Other than birds, nothing of the dinosaurs survives until the present day, and most of what is known about them is known from fossilized bones, prints, feathers, and some proteins (from a T-Rex last year.)
So how would you figure out what a dinosaur's colors were? You can't find it in the bone, and no useful amount of dinosaur DNA could survive even in amber. You would have to find evidence of pigments at a very microscopic level. Animals have colors because of an organelle inside cells called melanosomes, which absorb light in specialized cells called melanocytes. Find those, and you find the color of an extinct animal.
Using an electron microscope, graduate student Jakob Vinther and colleagues at Yale examined melanosomes in a well preserved Sinosauropteryx fossil.
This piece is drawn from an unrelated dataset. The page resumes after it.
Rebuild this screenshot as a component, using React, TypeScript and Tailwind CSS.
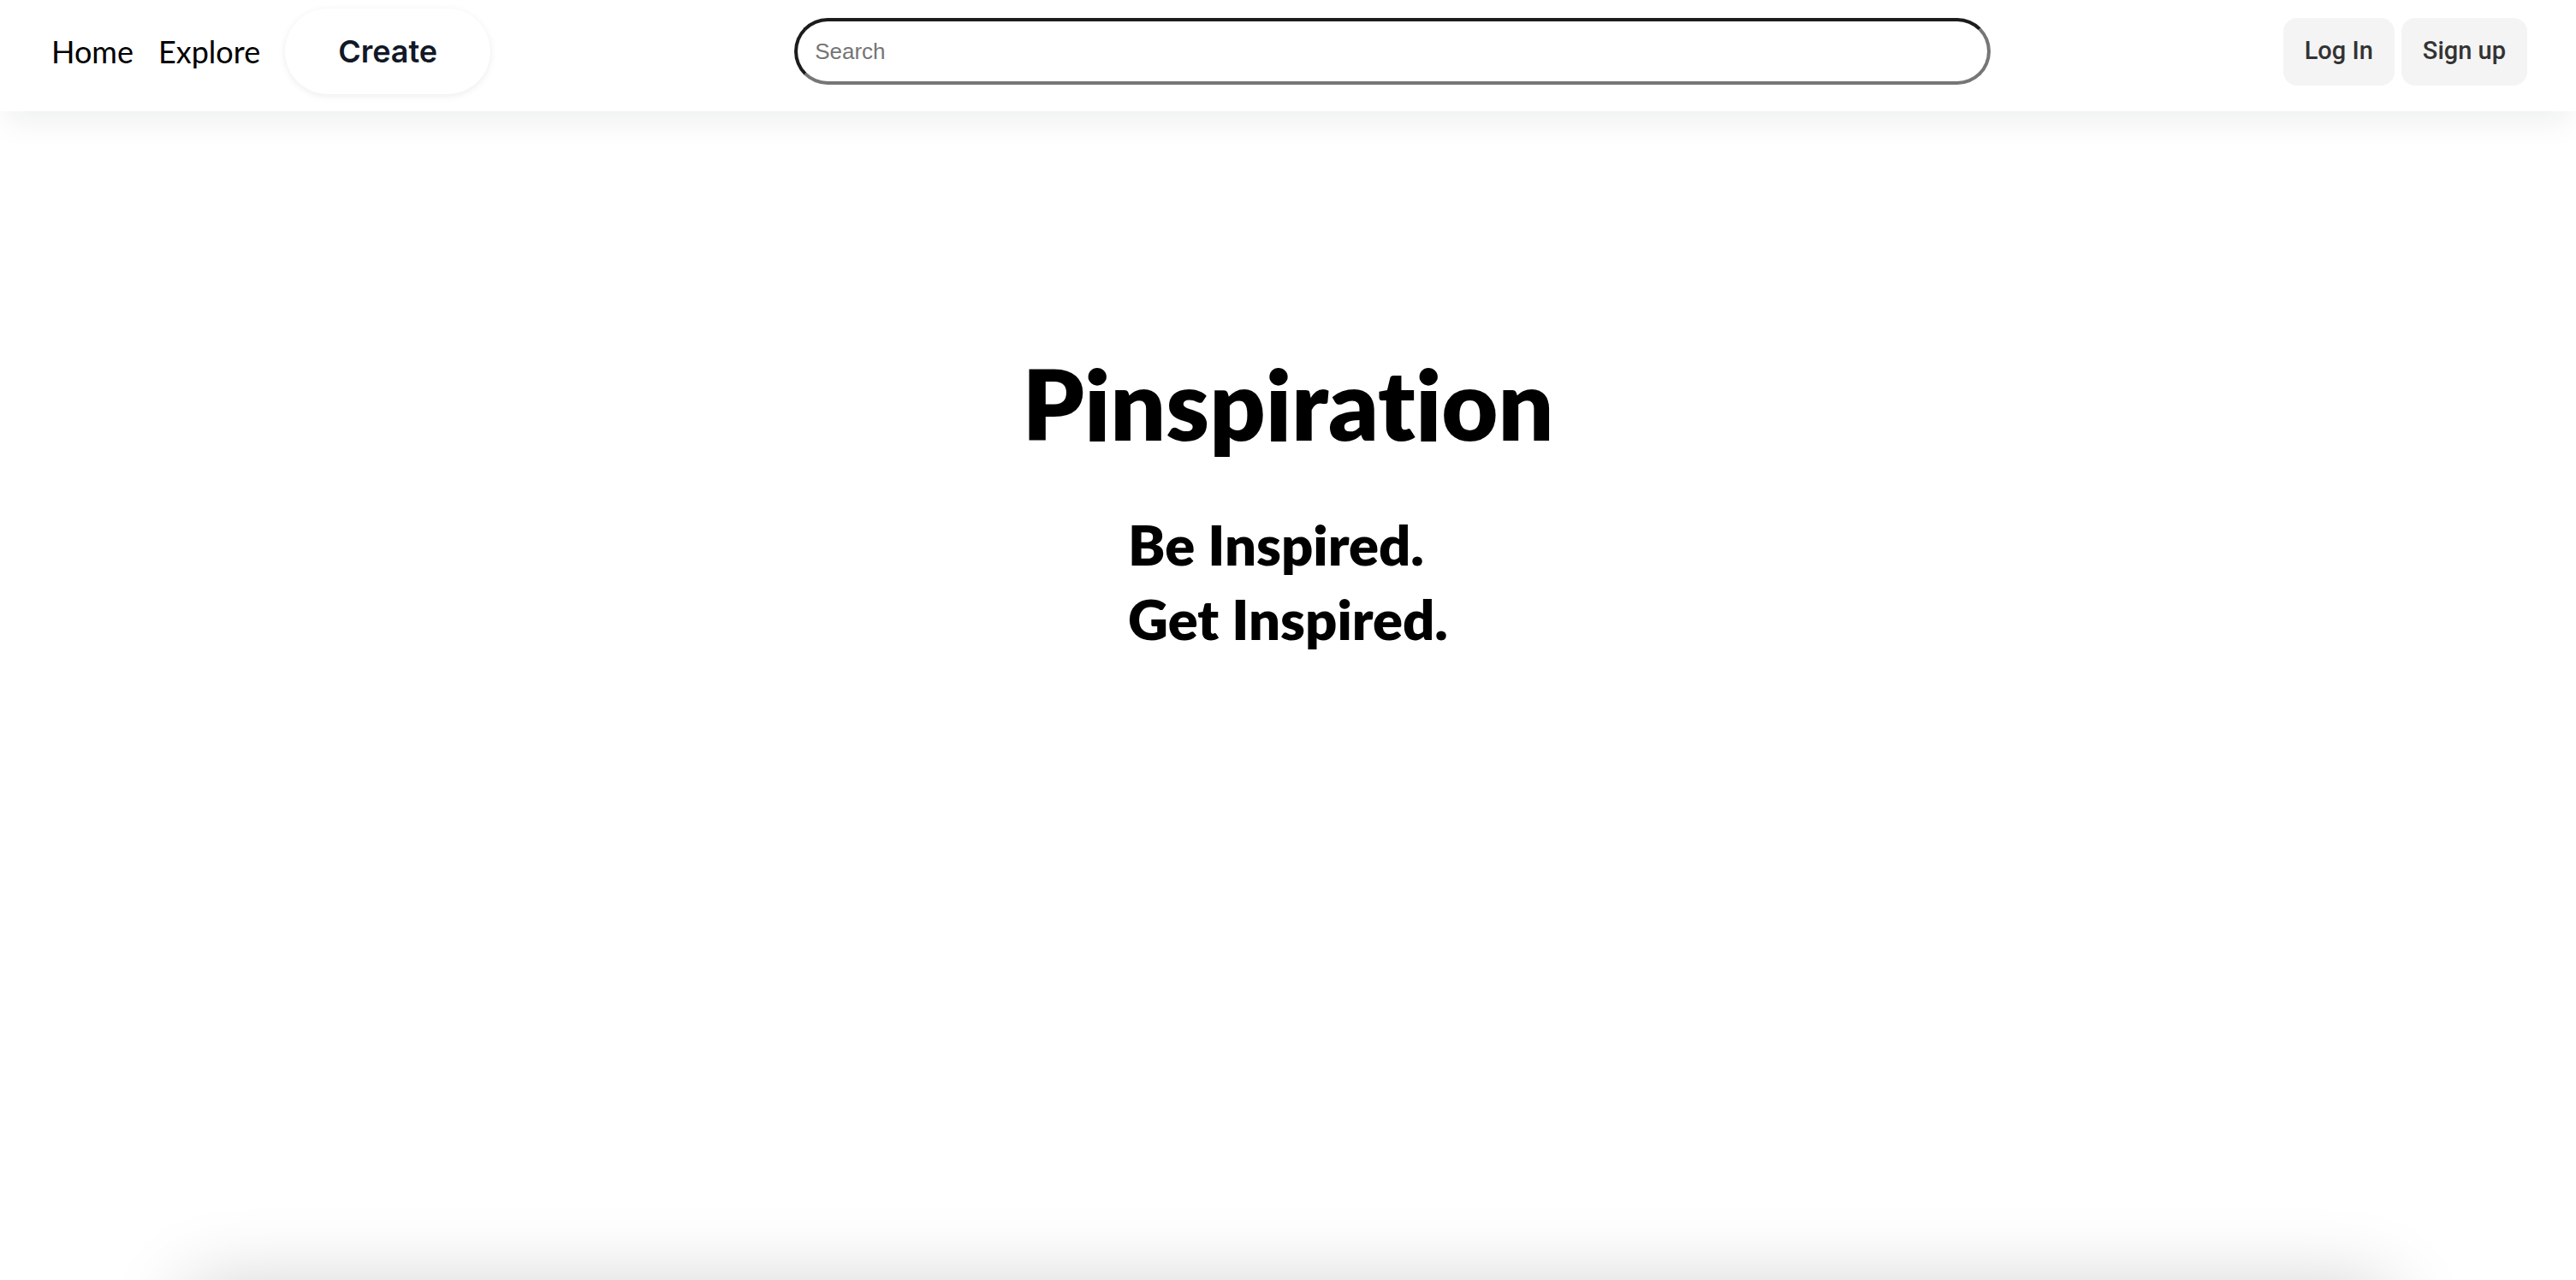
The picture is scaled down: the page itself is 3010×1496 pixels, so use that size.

Able to detect the shape and density of Sinosauropteryx's melanosomes (in their fuzzy feathers), Vinther was able to piece together the animal's colour scheme, revealing a banded tail and reddish orange body feathers.
So take your first look at a dinosaur. (Courtesy National Geographic)
The results reported today show that the filaments are packed with melanosomes in the same way as modern feathers.
"These filaments are probably the evolutionary precursors of true feathers," Benton said.
The Smithsonian's Sues added, "I think that one can safely say that this find invalidates some recent attempts to deny the existence of protofeathers in birdlike dinosaurs by claiming (without compelling evidence) that they are degraded collagen fibers."
Sinosauropteryx is a Chinese dinosaur known from the early Cretaceous, and may be related to Compsognathus.
(Compsognathus, to give you some idea, were the little guys in Jurassic Park II who attacked the little girl on the beach, and ate some dude who wandered away from the Marlboro men trekking through the jungle later in the film.)